= PROBLEM DETAILS =
Wherever a line holds the word "index", copy that line out.

= DATA SHOWN =

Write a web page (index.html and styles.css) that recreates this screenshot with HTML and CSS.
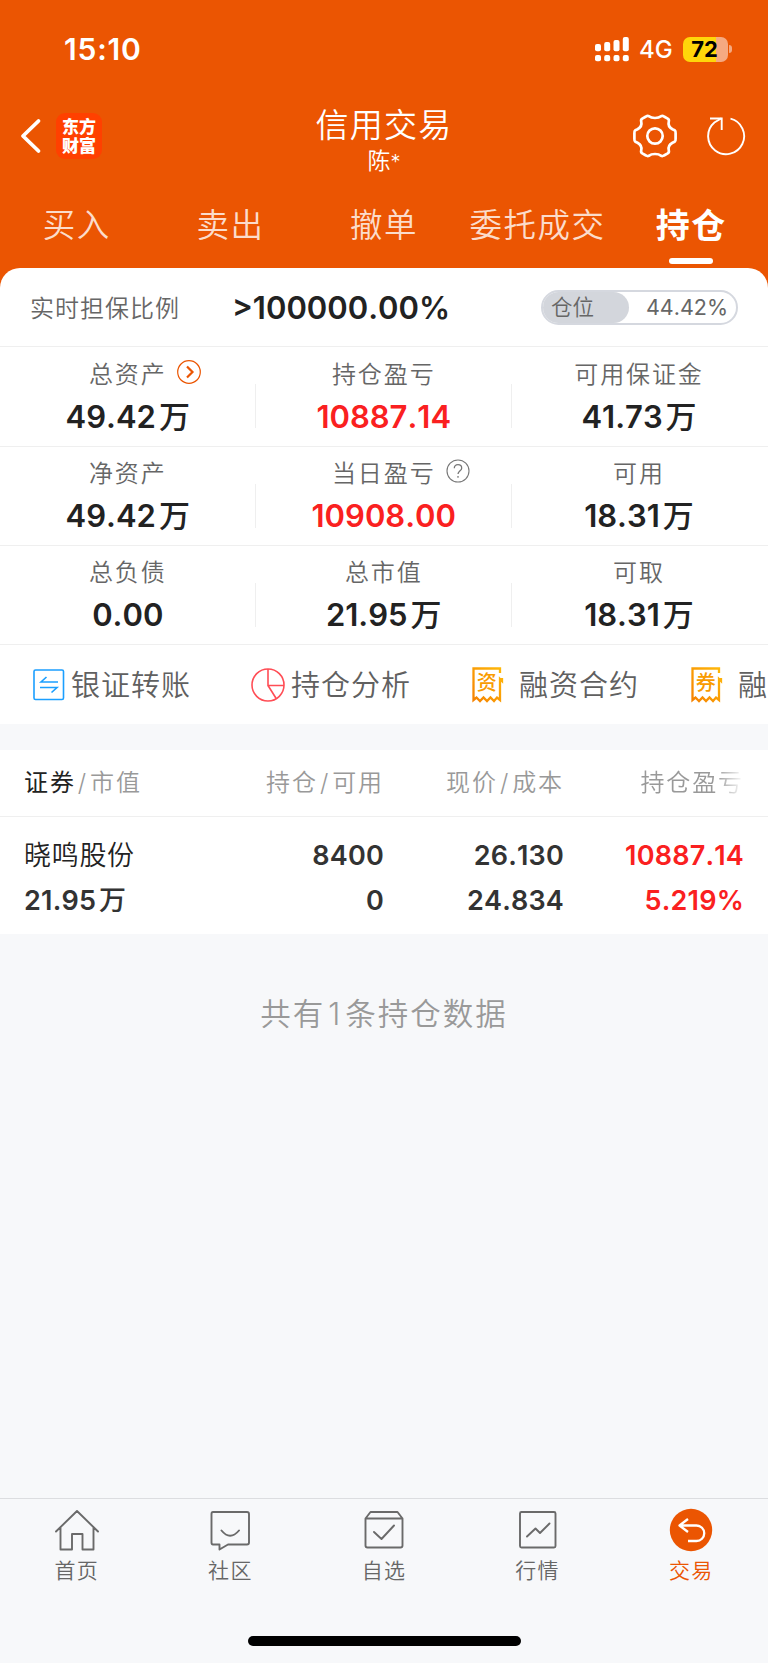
FILE: index.html
```html
<!DOCTYPE html>
<html lang="zh-CN">
<head>
<meta charset="utf-8">
<title>信用交易</title>
<link rel="stylesheet" href="styles.css">
</head>
<body>
<div class="app">
  <header class="top">
    <div class="status">
      <span class="clock">15:10</span>
      <div class="status-right">
        <svg class="signal" width="34" height="25" viewBox="0 0 34 25" fill="#fff">
          <rect x="0" y="7" width="6" height="7.300" rx="2"/><rect x="9.200" y="5" width="6" height="9.300" rx="2"/><rect x="18.500" y="3" width="6" height="11.300" rx="2"/><rect x="27.800" y="0" width="6" height="14.300" rx="2"/>
          <rect x="0" y="18" width="6" height="6.300" rx="2"/><rect x="9.200" y="18" width="6" height="6.300" rx="2"/><rect x="18.500" y="18" width="6" height="6.300" rx="2"/><rect x="27.800" y="18" width="6" height="6.300" rx="2"/>
        </svg>
        <span class="net">4G</span>
        <div class="battery">72</div>
        <div class="battery-tip"></div>
      </div>
    </div>
    <div class="nav">
      <div class="nav-left">
        <svg width="22" height="36" viewBox="0 0 22 36" fill="none" stroke="#fff" stroke-width="3.800" stroke-linecap="round" stroke-linejoin="round"><path d="M18.500 3 3 18 18.500 33"/></svg>
        <div class="logo"><span>东方</span><span>财富</span></div>
      </div>
      <div class="nav-title"><h1>信用交易</h1><p>陈<u>*</u></p></div>
      <div class="nav-right">
        <svg width="46" height="46" viewBox="-23 -23 46 46" fill="none" stroke="#fff" stroke-width="2.700" stroke-linejoin="round">
          <path d="M0-18Q4-18 6-19.800Q7.500-20.500 9-19.500L12.700-17.300Q14.300-16.300 13.800-14.500Q12.500-9.500 17.500-6.800L19.600-5.800Q20.800-5 20.600-3V3Q20.800 5 19.600 5.800L17.500 6.800Q12.500 9.500 13.800 14.500Q14.300 16.300 12.700 17.300L9 19.500Q7.500 20.500 6 19.800Q4 18 0 18Q-4 18-6 19.800Q-7.500 20.500-9 19.500L-12.700 17.300Q-14.300 16.300-13.800 14.500Q-12.500 9.500-17.500 6.800L-19.600 5.800Q-20.800 5-20.600 3V-3Q-20.800-5-19.600-5.800L-17.500-6.800Q-12.500-9.500-13.800-14.500Q-14.300-16.300-12.700-17.300L-9-19.500Q-7.500-20.500-6-19.800Q-4-18 0-18Z"/><circle r="7.700"/>
        </svg>
        <svg class="refresh" width="42" height="42" viewBox="-21 -21 42 42" fill="none" stroke="#fff" stroke-width="1.900"><path d="M4.500-17.300A18 18 0 1 1-11.600-13.500L-4.500-17.800"/><path d="M-16-17.500H-4.300V-6"/></svg>
      </div>
    </div>
    <nav class="tabs">
      <span>买入</span><span>卖出</span><span>撤单</span><span>委托成交</span><span class="on">持仓</span>
    </nav>
  </header>

  <main>
    <section class="panel">
      <div class="ratio">
        <span class="ratio-label">实时担保比例</span>
        <span class="ratio-value">&gt;100000.00%</span>
        <div class="pill"><span class="pill-fill">仓位</span><span class="pill-value">44.42%</span></div>
      </div>
      <div class="stats">
        <div class="stat"><span class="k">总资产<svg class="mark" width="24" height="24" viewBox="0 0 24 24" fill="none" stroke="#eb5502"><circle cx="12" cy="12" r="11.300" stroke-width="1.200"/><path d="M10 6.500 15.500 12 10 17.500" stroke-width="2.200"/></svg></span><b>49.42<i>万</i></b></div>
        <div class="stat"><span class="k">持仓盈亏</span><b class="red">10887.14</b></div>
        <div class="stat"><span class="k">可用保证金</span><b>41.73<i>万</i></b></div>
        <div class="stat"><span class="k">净资产</span><b>49.42<i>万</i></b></div>
        <div class="stat"><span class="k">当日盈亏<svg class="mark" width="24" height="24" viewBox="0 0 24 24" fill="none" stroke="#777"><circle cx="12" cy="12" r="11" stroke-width="1.100"/><path d="M8.300 9.300Q8.300 5.700 12 5.700T15.700 9.200C15.700 11.500 12 12 12 15M12 17V18.800" stroke-width="1.300"/></svg></span><b class="red">10908.00</b></div>
        <div class="stat"><span class="k">可用</span><b>18.31<i>万</i></b></div>
        <div class="stat"><span class="k">总负债</span><b>0.00</b></div>
        <div class="stat"><span class="k">总市值</span><b>21.95<i>万</i></b></div>
        <div class="stat"><span class="k">可取</span><b>18.31<i>万</i></b></div>
      </div>
      <div class="tools">
        <div class="tool t1"><svg width="32" height="32" viewBox="0 0 32 32" fill="none" stroke="#1b9fff" stroke-width="1.600"><rect x="1" y="1" width="29.500" height="29.500" rx="1.500"/><path d="M25 13H8L13.500 8M7 18.500H24L18.500 23.500"/></svg><span>银证转账</span></div>
        <div class="tool t2"><svg width="34" height="34" viewBox="0 0 34 34" fill="none" stroke="#ff4d55" stroke-width="1.600"><circle cx="17" cy="17" r="16"/><path d="M17 1V17.500H33M17 17.500 25.500 31"/></svg><span>持仓分析</span></div>
        <div class="tool t3"><svg width="32" height="36" viewBox="0 0 32 36"><defs><linearGradient id="gold" x1="1" y1="0" x2="0" y2="1"><stop offset="0" stop-color="#ffb90a"/><stop offset="1" stop-color="#f58200"/></linearGradient></defs><path d="M28 6V1.500H1.500V33L4.500 30.500 8 34 11.500 30.500 15 34 18.500 30.500 22 34 25 30.500 28 33V12L30 14V11" fill="none" stroke="url(#gold)" stroke-width="2.300"/><text x="14.700" y="23.300" class="glyph">资</text></svg><span>融资合约</span></div>
        <div class="tool t4"><svg width="32" height="36" viewBox="0 0 32 36"><path d="M28 6V1.500H1.500V33L4.500 30.500 8 34 11.500 30.500 15 34 18.500 30.500 22 34 25 30.500 28 33V12L30 14V11" fill="none" stroke="url(#gold)" stroke-width="2.300"/><text x="14.700" y="23.300" class="glyph">券</text></svg><span>融</span></div>
      </div>
    </section>

    <section class="holdings">
      <div class="row head"><span><em>证券</em><u>/</u>市值</span><span>持仓<u>/</u>可用</span><span>现价<u>/</u>成本</span><span class="fade">持仓盈亏</span></div>
      <div class="row item">
        <div><span class="name">晓鸣股份</span><b>21.95<i>万</i></b></div>
        <div><b>8400</b><b>0</b></div>
        <div><b>26.130</b><b>24.834</b></div>
        <div class="red"><b>10887.14</b><b>5.219%</b></div>
      </div>
    </section>
    <p class="count">共有<u>1</u>条持仓数据</p>
  </main>

  <footer>
    <nav class="dock">
      <div><svg width="46" height="44" viewBox="0 0 46 44"><path d="M2 23.500 23 3 44 23.500M6.500 19.500V41.500H18V26H28.500V41.500H39.500V19.500"/></svg><span>首页</span></div>
      <div><svg width="46" height="44" viewBox="0 0 46 44"><path d="M6 4H40Q42 4 42 6V34.500Q42 36.500 40 36.500H21L12.500 41.500V36.500H6Q4.500 36.500 4.500 34.500V6Q4.500 4 6 4ZM14.500 22.500Q23 33 32 22.500"/></svg><span>社区</span></div>
      <div><svg width="46" height="44" viewBox="0 0 46 44"><path d="M4.500 10.500 9.500 4H36.500L41.500 10.500V37.500Q41.500 39.500 39.500 39.500H6.500Q4.500 39.500 4.500 37.500ZM4.500 10.500H41.500M13 24 20.500 31 33 17.500"/></svg><span>自选</span></div>
      <div><svg width="46" height="44" viewBox="0 0 46 44"><rect x="5" y="4" width="35.500" height="35.500" rx="1.500"/><path d="M12 28.500 20.500 20.500 25 25 34.500 15.500"/></svg><span>行情</span></div>
      <div class="on"><svg width="46" height="44" viewBox="0 0 46 44"><circle cx="23" cy="22" r="21.200"/><path d="M20 11 11.500 17.500 20 24M11.500 17.500H28.500A7.500 7.500 0 0 1 28.500 33H20"/></svg><span>交易</span></div>
    </nav>
    <div class="home"></div>
  </footer>
</div>
</body>
</html>
```

FILE: styles.css
```css
* { box-sizing: border-box; margin: 0; padding: 0; }
body { font-family: Inter, "Noto Sans CJK SC", sans-serif; font-kerning: none; background: #f7f8fa; color: #222; }
i, em, u { font-style: normal; text-decoration: none; }
svg { display: block; flex: none; }
.app { width: 768px; height: 1663px; display: flex; flex-direction: column; overflow: hidden; }
.red, .red b, .stat .red { color: #fa2020; }

.top { background: #eb5502; height: 292px; flex: none; color: #fff; }
.status { height: 98px; display: flex; justify-content: space-between; padding: 0 36px 0 64px; }
.clock { font-size: 30px; font-weight: 600; line-height: 99px; letter-spacing: .800px; }
.status-right { display: flex; align-items: center; }
.signal { margin-right: 10px; }
.net { font-size: 24px; line-height: 98px; font-weight: 450; width: 44px; padding-top: 2px; }
.battery { width: 45px; height: 25px; border-radius: 7px; background: linear-gradient(90deg, #ffd60a 73%, #f5a981 73%); color: #000; font-size: 22px; font-weight: 700; line-height: 25px; text-align: center; padding-right: 2px; }
.battery-tip { width: 3px; height: 8px; margin-left: 1px; border-radius: 0 3px 3px 0; background: #f5a981; }

.nav { height: 94px; display: flex; justify-content: space-between; align-items: flex-start; padding: 0 20px; }
.nav-left, .nav-right { width: 200px; display: flex; align-items: center; height: 76px; }
.nav-left { gap: 14px; }
.nav-right { justify-content: flex-end; gap: 27px; }
.refresh { margin-right: 1px; }
.logo { width: 46px; height: 46px; border-radius: 9px; background: #ff4000; font-family: "Noto Sans CJK SC", sans-serif; font-weight: 900; font-size: 17px; line-height: 19px; display: flex; flex-direction: column; align-items: center; padding-top: 3px; }
.nav-title { text-align: center; padding-top: 7px; }
.nav-title h1 { font-size: 33px; font-weight: 350; letter-spacing: 1.300px; line-height: 40px; }
.nav-title p { font-size: 23px; line-height: 32px; font-weight: 350; }
.nav-title u { font-size: 20px; }

.tabs { display: grid; grid-template-columns: repeat(5, 1fr); height: 76px; }
.tabs span { font-size: 32.500px; letter-spacing: 1.500px; line-height: 67px; text-align: center; color: #fbdccb; font-weight: 350; white-space: nowrap; }
.tabs .on { color: #fff; font-weight: 700; font-size: 34px; display: flex; flex-direction: column; align-items: center; }
.tabs .on::after { content: ""; width: 44px; height: 6px; border-radius: 3px; background: #fff; margin-top: -1px; }

main { flex: 1; margin-top: -24px; }
.panel { background: #fff; border-radius: 20px 20px 0 0; height: 456px; }
.ratio { height: 79px; border-bottom: 1px solid #efefef; display: flex; align-items: center; padding: 0 30px; }
.ratio-label { font-size: 24px; letter-spacing: 1px; font-weight: 350; color: #666; width: 202px; padding-bottom: 2px; }
.ratio-value { font-size: 31px; font-weight: 600; flex: 1; line-height: 79px; white-space: nowrap; padding-top: 1px; }
.pill { width: 197px; height: 35px; border: 2px solid #d5d8df; border-radius: 18px; display: flex; line-height: 31px; color: #666; font-size: 21.500px; background: #fff; }
.pill-fill { background: #d3d6dc; border-radius: 16px; width: 86px; padding-left: 8px; font-weight: 350; line-height: 30px; }
.pill-value { flex: 1; text-align: right; padding-right: 8px; }

.stats { display: grid; grid-template-columns: 255.500px 256.500px 256px; grid-template-rows: 100px 99px 99px; }
.stat { border-bottom: 1px solid #efefef; padding-top: 8px; display: flex; flex-direction: column; align-items: center; background: linear-gradient(#efefef, #efefef) 100% 37px / 1px 44px no-repeat; }
.stat:nth-child(3n) { background: none; padding-right: 2px; }
.stat:nth-child(n+4) { padding-top: 7px; }
.k { position: relative; font-size: 24px; letter-spacing: 1.900px; line-height: 40px; font-weight: 350; color: #666; }
.mark { position: absolute; left: calc(100% + 10px); top: 5px; }
.stat b { font-size: 31px; font-weight: 600; line-height: 40px; padding-top: 2px; }
b i { margin-left: 3px; font-weight: 500; }

.tools { display: flex; height: 79px; align-items: center; overflow: hidden; padding-left: 33px; }
.tool { display: flex; align-items: center; flex: none; }
.tool span { font-size: 29px; letter-spacing: 1px; font-weight: 350; color: #606060; line-height: 40px; padding-top: 2px; }
.t1 { gap: 6px; width: 218px; }
.t2 { gap: 6px; width: 221px; }
.t3 { gap: 15px; width: 219px; }
.t4 { gap: 15px; }
.glyph { font-family: "Noto Sans CJK SC", sans-serif; font-size: 20px; font-weight: 500; fill: #f99b00; text-anchor: middle; }

.holdings { background: #fff; margin-top: 26px; height: 184px; }
.row { display: grid; grid-template-columns: 200px 184px 180px 180px; }
.row > :not(:first-child) { text-align: right; }
.row > :first-child { padding-left: 24px; }
.head { height: 67px; border-bottom: 1px solid #efefef; font-size: 24px; line-height: 65px; letter-spacing: 1.900px; font-weight: 350; color: #999; }
.head em { color: #222; font-weight: 400; }
.head u { margin: 0 2px; }
.head .fade { -webkit-mask-image: linear-gradient(90deg, #000 152px, transparent 180px); mask-image: linear-gradient(90deg, #000 152px, transparent 180px); }
.item { padding-top: 16px; color: #333; }
.item .name, .item b { display: block; line-height: 45px; font-size: 27px; }
.item .name { letter-spacing: .700px; font-weight: 350; color: #222; }
.item b { font-weight: 600; letter-spacing: .200px; }
.count { font-size: 30.500px; line-height: 44px; letter-spacing: 2px; font-weight: 350; color: #999; text-align: center; padding-top: 58px; }
.count u { margin: 0 3px; }

footer { height: 165px; flex: none; border-top: 1px solid #dcdde0; }
.dock { display: grid; grid-template-columns: repeat(5, 1fr); height: 137px; padding-top: 9px; }
.dock div { display: flex; flex-direction: column; align-items: center; gap: 3px; }
.dock svg { fill: none; stroke: #6a6a6a; stroke-width: 1.900; stroke-linejoin: round; stroke-linecap: round; }
.dock span { font-size: 21px; letter-spacing: 1.300px; line-height: 32px; font-weight: 350; color: #666; }
.dock .on span { color: #eb5502; }
.dock .on circle { fill: #eb5502; stroke: none; }
.dock .on path { stroke: #fff; stroke-width: 2.300; stroke-linecap: butt; }
.home { width: 273px; height: 10px; border-radius: 5px; background: #000; margin: 0 auto; }
```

= WRITTEN ANSWER =
Write a web page (index.html and styles.css) that recreates this screenshot with HTML and CSS.
FILE: index.html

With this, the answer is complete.